Problem to solve: Read the listing and extract each line that includes the word "this".

Records to process:
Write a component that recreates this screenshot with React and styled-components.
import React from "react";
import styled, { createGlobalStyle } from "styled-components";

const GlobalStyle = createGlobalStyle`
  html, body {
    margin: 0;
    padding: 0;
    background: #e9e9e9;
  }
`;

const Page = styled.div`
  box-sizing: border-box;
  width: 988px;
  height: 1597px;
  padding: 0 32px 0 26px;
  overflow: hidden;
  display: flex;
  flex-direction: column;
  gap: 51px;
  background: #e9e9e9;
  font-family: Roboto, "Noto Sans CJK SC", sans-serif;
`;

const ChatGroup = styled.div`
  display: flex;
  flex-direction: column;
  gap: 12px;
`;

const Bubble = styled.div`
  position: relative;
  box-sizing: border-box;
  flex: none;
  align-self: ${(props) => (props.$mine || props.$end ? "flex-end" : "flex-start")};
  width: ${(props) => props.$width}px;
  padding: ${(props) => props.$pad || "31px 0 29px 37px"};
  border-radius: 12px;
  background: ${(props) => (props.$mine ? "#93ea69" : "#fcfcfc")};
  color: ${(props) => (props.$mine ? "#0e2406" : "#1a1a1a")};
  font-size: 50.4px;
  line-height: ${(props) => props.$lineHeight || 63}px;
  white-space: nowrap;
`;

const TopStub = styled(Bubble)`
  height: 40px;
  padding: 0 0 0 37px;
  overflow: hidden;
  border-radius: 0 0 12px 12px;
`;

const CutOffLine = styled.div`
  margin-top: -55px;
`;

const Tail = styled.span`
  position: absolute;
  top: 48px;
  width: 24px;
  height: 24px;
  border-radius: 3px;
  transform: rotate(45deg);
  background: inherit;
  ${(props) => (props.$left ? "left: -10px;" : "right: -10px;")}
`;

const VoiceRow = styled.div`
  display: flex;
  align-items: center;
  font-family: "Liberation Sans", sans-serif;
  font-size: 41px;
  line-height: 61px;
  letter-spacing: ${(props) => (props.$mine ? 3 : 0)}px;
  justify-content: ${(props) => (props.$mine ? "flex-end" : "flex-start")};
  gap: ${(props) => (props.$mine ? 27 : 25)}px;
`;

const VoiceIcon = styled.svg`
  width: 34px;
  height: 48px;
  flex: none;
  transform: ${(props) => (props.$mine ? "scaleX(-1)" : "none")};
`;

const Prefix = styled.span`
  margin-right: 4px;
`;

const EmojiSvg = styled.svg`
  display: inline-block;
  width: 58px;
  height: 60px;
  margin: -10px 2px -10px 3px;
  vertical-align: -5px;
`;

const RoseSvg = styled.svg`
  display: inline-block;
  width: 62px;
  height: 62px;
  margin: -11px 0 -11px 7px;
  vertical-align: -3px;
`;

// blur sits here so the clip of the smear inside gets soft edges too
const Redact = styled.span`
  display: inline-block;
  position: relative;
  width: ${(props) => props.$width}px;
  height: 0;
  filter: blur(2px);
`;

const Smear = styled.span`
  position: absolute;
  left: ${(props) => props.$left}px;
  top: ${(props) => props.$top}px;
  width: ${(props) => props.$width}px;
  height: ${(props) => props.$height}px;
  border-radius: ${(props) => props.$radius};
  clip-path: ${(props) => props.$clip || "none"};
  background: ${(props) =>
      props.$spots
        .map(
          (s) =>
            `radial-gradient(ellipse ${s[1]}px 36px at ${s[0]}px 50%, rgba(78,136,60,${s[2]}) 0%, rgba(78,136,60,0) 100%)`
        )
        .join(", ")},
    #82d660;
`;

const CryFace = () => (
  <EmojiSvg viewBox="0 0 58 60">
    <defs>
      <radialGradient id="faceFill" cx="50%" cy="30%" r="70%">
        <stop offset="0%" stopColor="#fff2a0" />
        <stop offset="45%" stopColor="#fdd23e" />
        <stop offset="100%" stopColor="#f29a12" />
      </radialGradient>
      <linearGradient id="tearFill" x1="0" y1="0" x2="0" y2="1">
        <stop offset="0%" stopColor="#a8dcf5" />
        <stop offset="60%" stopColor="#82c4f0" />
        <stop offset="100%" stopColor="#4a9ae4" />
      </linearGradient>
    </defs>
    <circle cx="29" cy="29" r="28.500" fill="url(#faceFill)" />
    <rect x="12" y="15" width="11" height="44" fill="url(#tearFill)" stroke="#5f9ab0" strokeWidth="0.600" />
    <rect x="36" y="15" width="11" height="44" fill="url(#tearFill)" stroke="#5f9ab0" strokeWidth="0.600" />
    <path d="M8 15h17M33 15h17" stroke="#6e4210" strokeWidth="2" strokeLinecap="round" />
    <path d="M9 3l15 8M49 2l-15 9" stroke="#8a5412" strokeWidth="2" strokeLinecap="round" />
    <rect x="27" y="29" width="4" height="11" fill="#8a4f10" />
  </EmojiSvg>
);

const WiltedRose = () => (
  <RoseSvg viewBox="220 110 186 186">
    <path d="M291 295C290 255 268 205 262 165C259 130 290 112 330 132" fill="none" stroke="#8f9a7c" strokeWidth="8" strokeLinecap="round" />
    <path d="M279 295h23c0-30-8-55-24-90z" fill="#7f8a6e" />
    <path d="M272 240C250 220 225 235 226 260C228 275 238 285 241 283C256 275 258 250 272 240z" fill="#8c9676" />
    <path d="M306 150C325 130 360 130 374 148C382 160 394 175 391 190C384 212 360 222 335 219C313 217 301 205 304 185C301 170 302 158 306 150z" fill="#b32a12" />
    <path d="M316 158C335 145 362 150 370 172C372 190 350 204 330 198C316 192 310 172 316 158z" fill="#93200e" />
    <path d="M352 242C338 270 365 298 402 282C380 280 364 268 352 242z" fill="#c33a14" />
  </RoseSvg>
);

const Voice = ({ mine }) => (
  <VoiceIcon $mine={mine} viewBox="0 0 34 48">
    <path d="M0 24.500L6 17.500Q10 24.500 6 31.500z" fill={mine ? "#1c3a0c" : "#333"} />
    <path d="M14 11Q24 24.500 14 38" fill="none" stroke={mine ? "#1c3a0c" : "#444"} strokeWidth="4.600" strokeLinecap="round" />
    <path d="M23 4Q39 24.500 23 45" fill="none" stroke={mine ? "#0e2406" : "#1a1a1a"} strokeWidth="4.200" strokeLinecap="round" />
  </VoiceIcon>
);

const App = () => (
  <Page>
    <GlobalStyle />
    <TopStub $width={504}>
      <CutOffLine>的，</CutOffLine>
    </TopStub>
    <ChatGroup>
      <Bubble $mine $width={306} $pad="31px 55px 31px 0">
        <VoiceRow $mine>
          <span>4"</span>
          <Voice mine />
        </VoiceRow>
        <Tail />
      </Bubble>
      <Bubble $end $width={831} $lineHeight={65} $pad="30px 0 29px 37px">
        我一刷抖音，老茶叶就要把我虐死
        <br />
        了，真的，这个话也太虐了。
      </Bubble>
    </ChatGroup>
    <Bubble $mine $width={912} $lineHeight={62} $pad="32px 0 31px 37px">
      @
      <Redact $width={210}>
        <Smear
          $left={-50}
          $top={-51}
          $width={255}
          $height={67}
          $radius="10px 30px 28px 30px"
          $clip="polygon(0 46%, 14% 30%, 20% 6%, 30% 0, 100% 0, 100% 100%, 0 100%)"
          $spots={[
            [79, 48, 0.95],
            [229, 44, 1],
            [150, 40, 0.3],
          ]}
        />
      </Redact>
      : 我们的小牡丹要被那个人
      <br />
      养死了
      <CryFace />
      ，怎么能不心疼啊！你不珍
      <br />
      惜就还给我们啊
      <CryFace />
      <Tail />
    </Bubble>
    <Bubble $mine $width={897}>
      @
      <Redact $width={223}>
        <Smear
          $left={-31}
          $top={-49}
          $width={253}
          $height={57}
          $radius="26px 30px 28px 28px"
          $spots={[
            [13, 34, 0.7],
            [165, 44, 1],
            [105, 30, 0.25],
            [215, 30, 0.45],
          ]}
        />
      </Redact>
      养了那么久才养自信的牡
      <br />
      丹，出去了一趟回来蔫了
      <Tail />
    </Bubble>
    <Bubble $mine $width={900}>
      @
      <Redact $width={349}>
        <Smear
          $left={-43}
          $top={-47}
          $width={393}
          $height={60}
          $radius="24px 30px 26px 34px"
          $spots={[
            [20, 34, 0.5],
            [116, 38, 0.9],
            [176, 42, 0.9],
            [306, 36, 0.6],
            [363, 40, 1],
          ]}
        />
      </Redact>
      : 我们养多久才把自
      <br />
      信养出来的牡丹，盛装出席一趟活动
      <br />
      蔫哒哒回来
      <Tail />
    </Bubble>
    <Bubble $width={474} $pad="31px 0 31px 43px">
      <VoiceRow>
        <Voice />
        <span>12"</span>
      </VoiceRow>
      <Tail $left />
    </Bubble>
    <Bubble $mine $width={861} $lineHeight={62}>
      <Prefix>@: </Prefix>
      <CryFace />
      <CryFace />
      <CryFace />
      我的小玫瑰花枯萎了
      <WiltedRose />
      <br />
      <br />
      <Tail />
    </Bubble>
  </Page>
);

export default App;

...

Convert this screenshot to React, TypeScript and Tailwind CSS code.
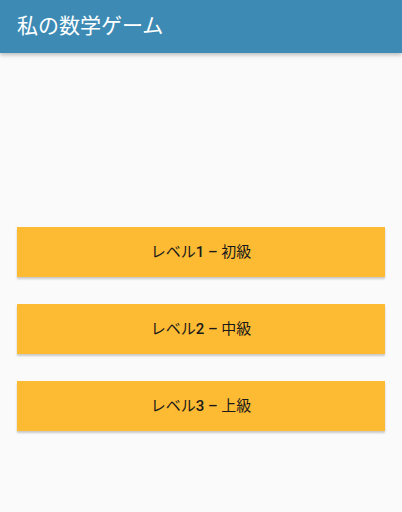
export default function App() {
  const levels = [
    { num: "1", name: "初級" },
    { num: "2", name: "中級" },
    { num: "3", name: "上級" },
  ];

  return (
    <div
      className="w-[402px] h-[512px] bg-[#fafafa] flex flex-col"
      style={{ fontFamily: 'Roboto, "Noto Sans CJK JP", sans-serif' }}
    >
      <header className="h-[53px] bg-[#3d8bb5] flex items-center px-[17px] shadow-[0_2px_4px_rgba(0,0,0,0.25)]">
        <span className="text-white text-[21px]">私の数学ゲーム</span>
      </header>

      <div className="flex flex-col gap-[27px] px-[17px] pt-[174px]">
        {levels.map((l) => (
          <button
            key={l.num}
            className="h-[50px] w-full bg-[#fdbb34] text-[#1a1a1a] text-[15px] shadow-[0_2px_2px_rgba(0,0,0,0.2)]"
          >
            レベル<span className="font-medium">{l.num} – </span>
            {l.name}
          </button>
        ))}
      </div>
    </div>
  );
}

Response to the exercise:
Write a component that recreates this screenshot with React and styled-components.
Convert this screenshot to React, TypeScript and Tailwind CSS code.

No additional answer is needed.